Fragilisé et de façon permanente sur la défensive, il doit aller plus loin que ses prédécesseurs pour répondre à l’appétit insatiable du capital. Les dettes financières sont ainsi passées avant les dettes sociales, des banques ayant réalisé des gains comme jamais auparavant. Si son gouvernement a réalisé les « réformes » exigées par le pouvoir réèl dans le néolibéralisme, il n’a pas réalisé, parmi les promesses décisives qu’il avait faites, la réforme agraire si nécessaire et a même permis que les transgéniques pénètrent tout le pays – avec des possibles répercussions irréparables sur l’environnement. Assumant comme objectifs prioritaires la sacro sainte thèse du combat contre l’inflation et le payement inconditionnel – en maintenant, pour payer la dette, une inacceptable et exagérée difference positive entre les recettes et les depenses – il a maintenu l’économie nationale à un rythme extremement bas de croissance, éliminant toute possibilité d’un développement économique plus juste socialement, c’est-à-dire avec une véritable distribution des ressources. Lula dit aujourd’hui en toutes lettres qu’il est prêt à tout changer sauf la politique économique.

Dans la perception erronée qu’il fait du mieux qu’il peut, la direction du parti non seulement ne dénonce ni ne démonte ces options et ces pièges mais les renforce. Restant sous la dépendance du gouvernement, le parti en est réduit à être un simple instrument pour négocier « la gouvernabilité » définie par les majorités du Congés et maintenir la discipline de ses militants. Dans cette manière pragmatique de se relationner au Législatif et avec les « trois cent bandits » auxquels Lula fit allusion un jour, le parti a rendu le gouvernement du PT égal à tous les autres gouvernements, abusant même de distorsions qu’il combattait auparavant telles que les mesures provisoires. C’est ce qui a contribué à détruire presque complètement la crédibilité du parlement et du monde politique, avec les interminables CPI’s et leurs « pizzas ».

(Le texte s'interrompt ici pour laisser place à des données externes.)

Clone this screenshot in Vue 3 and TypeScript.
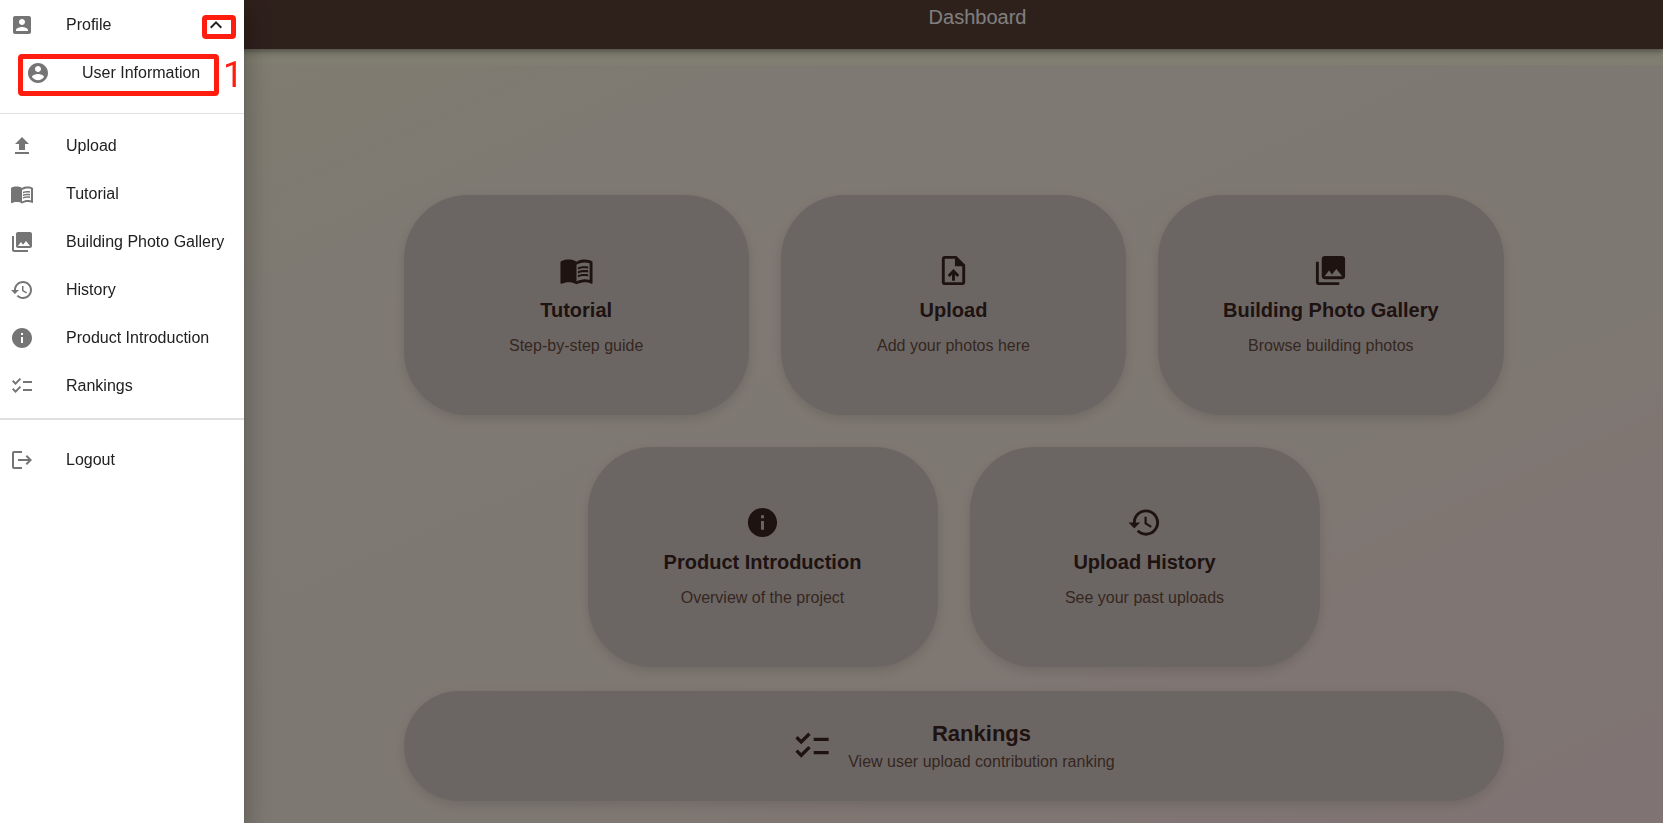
<script setup lang="ts">
import { ref } from 'vue'

interface Item {
  label: string
  icon: string
}

interface Card {
  title: string
  text: string
  icon: string
}

const icons: Record<string, string> = {
  accountBox:
    'M3 5v14c0 1.1.89 2 2 2h14c1.1 0 2-.9 2-2V5c0-1.1-.9-2-2-2H5c-1.11 0-2 .9-2 2zm12 4c0 1.66-1.34 3-3 3s-3-1.34-3-3 1.34-3 3-3 3 1.34 3 3zm-9 8c0-2 4-3.1 6-3.1s6 1.1 6 3.1v1H6v-1z',
  accountCircle:
    'M12 2C6.48 2 2 6.48 2 12s4.48 10 10 10 10-4.48 10-10S17.52 2 12 2zm0 3c1.66 0 3 1.34 3 3s-1.34 3-3 3-3-1.34-3-3 1.34-3 3-3zm0 14.2c-2.5 0-4.71-1.28-6-3.22.03-1.99 4-3.08 6-3.08 1.99 0 5.97 1.09 6 3.08-1.29 1.94-3.5 3.22-6 3.22z',
  expandLess: 'm12 8-6 6 1.41 1.41L12 10.83l4.59 4.58L18 14z',
  upload: 'M5 20h14v-2H5v2zm0-10h4v6h6v-6h4l-7-7-7 7z',
  book:
    'M21 5c-1.11-.35-2.33-.5-3.5-.5-1.95 0-4.05.4-5.5 1.5-1.45-1.1-3.55-1.5-5.5-1.5S2.45 4.9 1 6v14.65c0 .25.25.5.5.5.1 0 .15-.05.25-.05C3.1 20.45 5.05 20 6.5 20c1.95 0 4.05.4 5.5 1.5 1.35-.85 3.8-1.5 5.5-1.5 1.65 0 3.35.3 4.75 1.05.1.05.15.05.25.05.25 0 .5-.25.5-.5V6c-.6-.45-1.25-.75-2-1zm0 13.5c-1.1-.35-2.3-.5-3.5-.5-1.7 0-4.15.65-5.5 1.5V8c1.35-.85 3.8-1.5 5.5-1.5 1.2 0 2.4.15 3.5.5v11.5zM17.5 10.5c.88 0 1.73.09 2.5.26V9.24c-.79-.15-1.64-.24-2.5-.24-1.7 0-3.24.29-4.5.83v1.66c1.13-.64 2.7-.99 4.5-.99zM13 12.49v1.66c1.13-.64 2.7-.99 4.5-.99.88 0 1.73.09 2.5.26V11.9c-.79-.15-1.64-.24-2.5-.24-1.7 0-3.24.3-4.5.83zM17.5 14.33c-1.7 0-3.24.29-4.5.83v1.66c1.13-.64 2.7-.99 4.5-.99.88 0 1.73.09 2.5.26v-1.52c-.79-.16-1.64-.24-2.5-.24z',
  gallery:
    'M22 16V4c0-1.1-.9-2-2-2H8c-1.1 0-2 .9-2 2v12c0 1.1.9 2 2 2h12c1.1 0 2-.9 2-2zm-11-4 2.03 2.71L16 11l4 5H8l3-4zM2 6v14c0 1.1.9 2 2 2h14v-2H4V6H2z',
  history:
    'M13 3c-4.97 0-9 4.03-9 9H1l3.89 3.89.07.14L9 12H6c0-3.87 3.13-7 7-7s7 3.13 7 7-3.13 7-7 7c-1.93 0-3.68-.79-4.94-2.06l-1.42 1.42C8.27 19.99 10.51 21 13 21c4.97 0 9-4.03 9-9s-4.03-9-9-9zm-1 5v5l4.28 2.54.72-1.21-3.5-2.08V8H12z',
  info:
    'M12 2C6.48 2 2 6.48 2 12s4.48 10 10 10 10-4.48 10-10S17.52 2 12 2zm1 15h-2v-6h2v6zm0-8h-2V7h2v2z',
  checklist:
    'M22 7h-9v2h9V7zm0 8h-9v2h9v-2zM5.54 11 2 7.46l1.41-1.41 2.12 2.12 4.24-4.24 1.41 1.41L5.54 11zm0 8L2 15.46l1.41-1.41 2.12 2.12 4.24-4.24 1.41 1.41L5.54 19z',
  logout:
    'm17 7-1.41 1.41L18.17 11H8v2h10.17l-2.58 2.58L17 17l5-5zM4 5h8V3H4c-1.1 0-2 .9-2 2v14c0 1.1.9 2 2 2h8v-2H4V5z',
  uploadFile:
    'M14 2H6c-1.1 0-1.99.9-1.99 2L4 20c0 1.1.89 2 1.99 2H18c1.1 0 2-.9 2-2V8l-6-6zm4 18H6V4h7v5h5v11zM8 15.01l1.41 1.41L11 14.84V19h2v-4.16l1.59 1.59L16 15.01 12.01 11 8 15.01z',
}

const items: Item[] = [
  { label: 'Upload', icon: 'upload' },
  { label: 'Tutorial', icon: 'book' },
  { label: 'Building Photo Gallery', icon: 'gallery' },
  { label: 'History', icon: 'history' },
  { label: 'Product Introduction', icon: 'info' },
  { label: 'Rankings', icon: 'checklist' },
]

const topCards: Card[] = [
  { title: 'Tutorial', text: 'Step-by-step guide', icon: 'book' },
  { title: 'Upload', text: 'Add your photos here', icon: 'uploadFile' },
  { title: 'Building Photo Gallery', text: 'Browse building photos', icon: 'gallery' },
]

const middleCards: Card[] = [
  { title: 'Product Introduction', text: 'Overview of the project', icon: 'info' },
  { title: 'Upload History', text: 'See your past uploads', icon: 'history' },
]

const profileOpen = ref(true)
</script>

<template>
  <div class="page">
    <header class="bar">
      <h1>Dashboard</h1>
    </header>
    <main class="content">
      <div class="board">
        <div class="row three">
          <button v-for="c in topCards" :key="c.title" class="card" type="button">
            <svg viewBox="0 0 24 24" aria-hidden="true"><path :d="icons[c.icon]" /></svg>
            <strong>{{ c.title }}</strong>
            <span>{{ c.text }}</span>
          </button>
        </div>
        <div class="row two">
          <button v-for="c in middleCards" :key="c.title" class="card" type="button">
            <svg viewBox="0 0 24 24" aria-hidden="true"><path :d="icons[c.icon]" /></svg>
            <strong>{{ c.title }}</strong>
            <span>{{ c.text }}</span>
          </button>
        </div>
        <button class="card wide" type="button">
          <svg viewBox="0 0 24 24" aria-hidden="true"><path :d="icons.checklist" /></svg>
          <span class="stack">
            <strong>Rankings</strong>
            <span>View user upload contribution ranking</span>
          </span>
        </button>
      </div>
    </main>

    <div class="backdrop"></div>

    <nav class="drawer" aria-label="Main menu">
      <div class="group profile">
        <button
          class="item"
          type="button"
          :aria-expanded="profileOpen"
          @click="profileOpen = !profileOpen"
        >
          <svg viewBox="0 0 24 24" aria-hidden="true"><path :d="icons.accountBox" /></svg>
          <span>Profile</span>
          <svg class="chevron" viewBox="0 0 24 24" aria-hidden="true">
            <path :d="icons.expandLess" />
          </svg>
        </button>
        <a v-if="profileOpen" class="item nested" href="#user">
          <svg viewBox="0 0 24 24" aria-hidden="true"><path :d="icons.accountCircle" /></svg>
          <span>User Information</span>
        </a>
        <i class="mark mark-toggle"></i>
        <i class="mark mark-user"></i>
        <b class="step">1</b>
      </div>
      <div class="group links">
        <a v-for="i in items" :key="i.label" class="item" href="#page">
          <svg viewBox="0 0 24 24" aria-hidden="true"><path :d="icons[i.icon]" /></svg>
          <span>{{ i.label }}</span>
        </a>
      </div>
      <div class="group exit">
        <a class="item" href="#logout">
          <svg viewBox="0 0 24 24" aria-hidden="true"><path :d="icons.logout" /></svg>
          <span>Logout</span>
        </a>
      </div>
    </nav>
  </div>
</template>

<style>
body {
  margin: 0;
}
</style>

<style scoped>
.page {
  box-sizing: border-box;
  display: flex;
  flex-direction: column;
  min-height: 100vh;
  background: #fffce0;
  font-family: 'Liberation Sans', Arial, sans-serif;
  font-size: 16px;
  line-height: 24px;
}

svg {
  flex: none;
  width: 24px;
  height: 24px;
  fill: currentColor;
}

.bar {
  position: relative;
  box-sizing: border-box;
  height: 49px;
  padding-left: 292px;
  background: #5d4037;
  color: #fff;
  text-align: center;
  box-shadow:
    0 2px 4px -1px rgba(0, 0, 0, 0.2),
    0 4px 5px rgba(0, 0, 0, 0.14),
    0 1px 10px rgba(0, 0, 0, 0.12);
}

.bar h1 {
  margin: 0;
  font-size: 20px;
  font-weight: 400;
  line-height: 34px;
}

.content {
  flex: 1;
  box-sizing: border-box;
  margin-top: 16px;
  padding: 130px 32px 22px 276px;
  background: linear-gradient(to bottom right, #fffae0, #fdf3e5 25%, #fdf0e4 66%, #ffeae6 80%, #ffe9e7);
}

.board {
  display: flex;
  flex-direction: column;
  max-width: 1100px;
  margin: 0 auto;
}

.row {
  display: grid;
  gap: 32px;
}

.three {
  grid-template-columns: repeat(3, 1fr);
}

.two {
  grid-template-columns: repeat(2, minmax(0, 350px));
  justify-content: center;
  margin-top: 32px;
}

.card {
  display: flex;
  flex-direction: column;
  align-items: center;
  justify-content: center;
  min-height: 220px;
  padding: 16px;
  border: 0;
  border-radius: 64px;
  background: #d7ccc8;
  color: #6d4c41;
  font: inherit;
  cursor: pointer;
  box-shadow: 0 4px 12px rgba(0, 0, 0, 0.12);
}

.card svg {
  width: 35px;
  height: 35px;
  margin-bottom: 6px;
  color: #3e2723;
}

.card strong {
  margin-bottom: 8px;
  color: #3e2723;
  font-size: 20px;
  line-height: 32px;
}

.card.wide {
  flex-direction: row;
  gap: 16px;
  min-height: 110px;
  margin-top: 24px;
}

.wide svg {
  width: 40px;
  height: 40px;
  margin: 0;
}

.stack {
  display: flex;
  flex-direction: column;
  align-items: center;
}

.wide strong {
  margin: 0;
  font-size: 22px;
}

.backdrop {
  position: fixed;
  inset: 0;
  background: rgba(0, 0, 0, 0.5);
}

.drawer {
  position: fixed;
  inset: 0 auto 0 0;
  box-sizing: border-box;
  width: 244px;
  padding-top: 1px;
  background: #fff;
  box-shadow:
    0 8px 10px -5px rgba(0, 0, 0, 0.2),
    0 16px 24px 2px rgba(0, 0, 0, 0.14),
    0 6px 30px 5px rgba(0, 0, 0, 0.12);
}

.profile {
  position: relative;
  padding-bottom: 16px;
  border-bottom: 1px solid #e0e0e0;
}

.links {
  padding: 8px 0;
  border-bottom: 2px solid #e0e0e0;
}

.exit {
  padding-top: 16px;
}

.item {
  box-sizing: border-box;
  display: flex;
  align-items: center;
  gap: 32px;
  width: 100%;
  height: 48px;
  padding: 0 16px 0 10px;
  border: 0;
  background: none;
  color: #212121;
  font: inherit;
  text-align: left;
  text-decoration: none;
  white-space: nowrap;
  cursor: pointer;
}

.item svg {
  color: #757575;
}

.item .chevron {
  margin-left: auto;
  color: #212121;
}

.nested {
  padding-left: 26px;
}

.mark {
  position: absolute;
  box-sizing: border-box;
  border: 5px solid #ff1d10;
  border-radius: 4px;
  pointer-events: none;
}

.mark-toggle {
  top: 14px;
  left: 202px;
  width: 34px;
  height: 24px;
}

.mark-user {
  top: 53px;
  left: 18px;
  width: 201px;
  height: 42px;
}

.step {
  position: absolute;
  top: 56px;
  left: 223px;
  color: #ff1d10;
  font-family: Roboto, sans-serif;
  font-size: 36px;
  font-weight: 400;
  line-height: 36px;
}
</style>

De son côté la société se trouvant démobilisée pour mener une action autonome et ne pouvant compter avec des organisations effectivement indépendantes du gouvernement, a été incapable de réagir devant le non accomplissement des promesses. Et la possibilité de critiques qui s’ouvrait créa un terrain fertile pour les partis qui s’opposent au PT.

L’on ne peut dispenser Lula de ses responsabilités malgré la solidarité que nous ressentons dans la tâche qu’il a voulu assumer. En dehors du Brésil il a assumé des problèmes qui devaient être traités et il a pris de nouvelles orientations dans les rapports entre pays et dans l’affrontement avec l’hégémonie nord américaine. Cependant au Brésil, Lula aurait eu, grâce aux 50 millions de votes qu’il a eu, le pouvoir moral de modifier l’orientation prise par le Parti et le Gouvernement afin d’innover dans beaucoup de terrains de l’action gouvernementale ; ce fut la perte d’une grande opportunité. Il aurait aussi dû faire face aux dénonciations contre le PT avec la fermeté que la gravité de la situation exigeait. Il ne s’agit pas maintenant d’identifier « qui » l’a trahi comme dans un drame shakespearien. De fait c’est la Parti tout entier qui a cessé d’être ce qu’il aurait dû être : le vecteur de la volonté des grandes majorités lors des discussions politiques dans tout le pays.

A cause de tout cela, paradoxalement, les privilégiés du Brésil et dans le monde sont aujourd’hui les secteurs sociaux les plus intéressés à ce que Lula continue comme Président - pour assurer la continuité du modèle néolibéral. Le peuple pauvre, qui avait espéré que son tour était arrivé de recevoir plus justement le fruit de son travail, peut même continuer à avoir confiance en Lula mais sans autres possibilités que celle de se satisfaire des petites aides que le gouvernement lui concède à travers ses politiques compensatoires de caractère d’urgence, maintenant le peuple dans la dépendance de toujours, dans un Brésil qui continue à être inégal et injuste.

Il se peut même que Lula soit réélu et entre dans notre histoire comme un Président assez raisonnable, avec plus de sensibilité sociale que ceux qui l’ont précédé, sans d’autoritarisme tout-puissant et sans répression. L’on pourra même signaler des petits changements promus par son gouvernement dans une série de politiques publiques, de même que de petits appuis qu’il donna à ceux qui luttaient pour les grandes transformations dont le Brésil a besoin. Mais je crains qu’un nouveau gouvernement Lula ne représente malheureusement pas plus qu’un moindre mal. Le PT avec lui n’est pas arrivé à réaliser le rêve qui l’amena sur la scène nationale. L’espérance ne l’a pas emporté.

Continuons cependant. Sans trop espérer de tel ou tel gouvernant et sans enthousiasme majeur pour les élire, je préfère continuer à suivre dans l’horizontalité d’autres et de nouveaux chemins, construits par les marcheurs eux mêmes au fur et à mesure de leur cheminement.